Art critic Johann Muschik describes the state of affairs as follows, recalling one of his own articles: This article is one of several that I wrote as part of a campaign in 1959. The aim was to pave the way for an exhibition of the four painters in the Belvedere, the Austrian national gallery. This exhibition was planned for the fall of that year, and was then held from December 1959 to January 1960. It was initiated by Leherb, an unknown artist at the time, with the help of Hutter. Leherb had promised to also place the exhibition in the Petit Palais in Paris, but that never came about. Brauer had been living abroad since 1950 and came to Vienna as a visitor.

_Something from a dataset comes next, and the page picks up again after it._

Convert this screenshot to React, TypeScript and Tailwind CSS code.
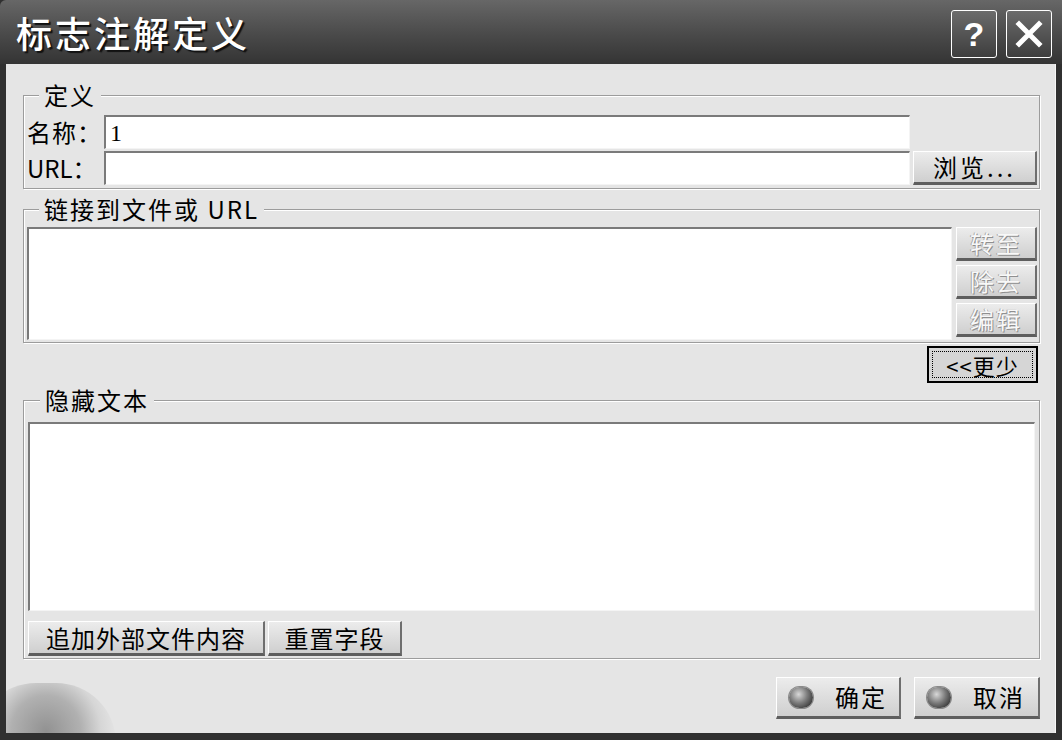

Fuchs was not invited, due to differences with the leading painters.”1

This far from harmonious picture was then made even worse by Ernst Fuchs holding a kind of counter exhibition in his own gallery, in which Lehmden took part as the only artist who was also in the Belvedere exhibition. Since then, Leherb had the reputation of being a troublemaker. A further factor was the scandal that Leherb caused with his concept for the Austrian Pavilion in Venice. He was commissioned to design the Austrian contribution to the 32nd Venice Biennale (1964) by the art historian and later MAK director, Wilhelm Mrazek, and the state conserver and secretary of the Art Clubs, Alfred Schmeller. His idea was to present the exterior of the pavilion in a deep blue and to have his own sculptures inside with water falling down on them, and with umbrellas, dolls, and dead pigeons on the walls. The minister of education at the time, Theodor Piffl-Percevic, cancelled Leherb’s commission. Then Leherb made his clever own use of this scandal, even if this problematic episode certainly left its traces.

Leherb’s artistic career continued to flourish, and he became a celebrated name in the Vienna art scene, which he nonetheless abandoned in order to move to Paris. The work Taubenpapst (Pigeon Pope) (1970) was painted during Leherb’s Paris years. This portrait of the head of a creature has a female-looking face in the middle, with the forehead spreading out at the sides in extensive twirls and to the top as the head of a bird, crowned by a Torah with a cross. Around the cross there are pink scraps of an organic nature, some of them like sea creatures. This is probably a portrait of Lotte Profohs, the artist’s partner. The whole picture is very bizarre and disturbing, but also elegant. Leherb’s figures are usually based on members of his family or the artist himself, and today they look like they have come from the depths created by the somewhat younger filmmaker David Cronenberg. It is fitting that Leherb called himself the dark prince of surrealism” (allegedly using a quote from André Bretons).

 

  1. Johann Muschik, Die Wiener Schule des Phantastischen Realismus, Vienna 1974, p. 61.